Investment and market positioning in a hardware-forward era

Saxena’s perspective also has implications for capital allocation. If physical AI is the gating factor for useful robots, then investors will need to adjust how they judge software-heavy robotics narratives. A startup with a compelling model layer but weak sensing, weak actuation, or weak control integration may look better in a slide deck than in a deployment.

In a hardware-forward market, capital should increasingly prize evidence of three things: mature sensor fusion, reliable kinematics, and demonstrated closed-loop feedback. Those capabilities are not easy to fake, and they usually require time, iteration, and platform-specific expertise. That makes them better indicators of durable moat than model novelty alone.

This also affects market positioning. Robotics companies that can show they understand the full stack of physical AI will likely be better placed to win enterprise trust, especially where downtime, safety, and maintenance costs matter.

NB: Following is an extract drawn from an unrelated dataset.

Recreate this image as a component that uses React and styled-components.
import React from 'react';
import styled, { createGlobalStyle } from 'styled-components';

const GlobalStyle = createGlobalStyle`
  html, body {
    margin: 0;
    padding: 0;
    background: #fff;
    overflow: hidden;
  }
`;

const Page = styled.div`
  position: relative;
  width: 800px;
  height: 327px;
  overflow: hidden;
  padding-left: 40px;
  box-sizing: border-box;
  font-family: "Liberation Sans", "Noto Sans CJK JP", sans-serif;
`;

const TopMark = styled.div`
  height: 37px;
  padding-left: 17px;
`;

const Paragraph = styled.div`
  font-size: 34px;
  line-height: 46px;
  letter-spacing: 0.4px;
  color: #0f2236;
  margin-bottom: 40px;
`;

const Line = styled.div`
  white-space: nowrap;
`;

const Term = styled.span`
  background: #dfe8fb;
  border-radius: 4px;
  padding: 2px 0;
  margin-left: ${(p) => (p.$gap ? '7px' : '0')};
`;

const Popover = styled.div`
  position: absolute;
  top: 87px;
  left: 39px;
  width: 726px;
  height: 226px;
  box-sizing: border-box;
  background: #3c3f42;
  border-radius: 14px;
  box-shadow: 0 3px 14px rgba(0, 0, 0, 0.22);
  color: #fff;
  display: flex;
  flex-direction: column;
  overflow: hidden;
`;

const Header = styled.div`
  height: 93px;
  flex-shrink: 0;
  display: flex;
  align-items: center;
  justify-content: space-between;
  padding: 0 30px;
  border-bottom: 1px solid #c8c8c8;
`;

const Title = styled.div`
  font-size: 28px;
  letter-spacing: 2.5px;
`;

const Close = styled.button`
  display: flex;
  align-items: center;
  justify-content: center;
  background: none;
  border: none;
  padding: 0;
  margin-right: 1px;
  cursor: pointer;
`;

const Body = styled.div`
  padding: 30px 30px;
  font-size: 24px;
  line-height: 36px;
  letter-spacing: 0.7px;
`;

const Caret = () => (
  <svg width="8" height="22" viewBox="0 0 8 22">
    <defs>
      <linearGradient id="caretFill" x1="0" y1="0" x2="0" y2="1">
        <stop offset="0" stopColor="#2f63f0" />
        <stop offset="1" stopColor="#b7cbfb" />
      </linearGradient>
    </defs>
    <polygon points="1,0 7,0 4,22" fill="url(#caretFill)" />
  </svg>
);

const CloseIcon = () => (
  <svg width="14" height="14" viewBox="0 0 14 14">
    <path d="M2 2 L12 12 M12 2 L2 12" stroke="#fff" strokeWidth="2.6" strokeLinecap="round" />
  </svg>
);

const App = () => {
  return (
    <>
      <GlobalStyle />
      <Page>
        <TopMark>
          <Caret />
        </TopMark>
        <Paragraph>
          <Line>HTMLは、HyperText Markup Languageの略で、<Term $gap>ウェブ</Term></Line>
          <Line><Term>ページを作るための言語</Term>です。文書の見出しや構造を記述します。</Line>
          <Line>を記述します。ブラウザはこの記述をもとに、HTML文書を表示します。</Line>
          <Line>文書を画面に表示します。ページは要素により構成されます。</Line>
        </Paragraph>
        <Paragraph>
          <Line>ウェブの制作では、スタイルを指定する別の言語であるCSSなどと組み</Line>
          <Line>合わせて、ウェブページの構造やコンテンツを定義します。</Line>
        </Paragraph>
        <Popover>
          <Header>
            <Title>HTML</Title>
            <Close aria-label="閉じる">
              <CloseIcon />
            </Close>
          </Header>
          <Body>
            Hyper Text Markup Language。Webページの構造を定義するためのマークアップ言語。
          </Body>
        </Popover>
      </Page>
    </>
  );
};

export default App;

By contrast, companies that overindex on generalized AI branding may struggle if their systems cannot tolerate the variability of actual deployment environments.

There is a funding implication here as well. Corporate investors such as TDK Ventures are structurally closer to the component and systems side of the industry, which may make them more sensitive to the bottlenecks that pure software investors can miss. That does not guarantee better outcomes, but it does suggest a different lens: one grounded in hardware constraints, not just model scaling narratives.

The broader market question is whether capital will follow that lens. If it does, the next wave of winners may not be the companies promising that AI alone will transform robotics. They may be the ones doing the slower work of making intelligence physically legible, mechanically reliable, and deployable in the real world.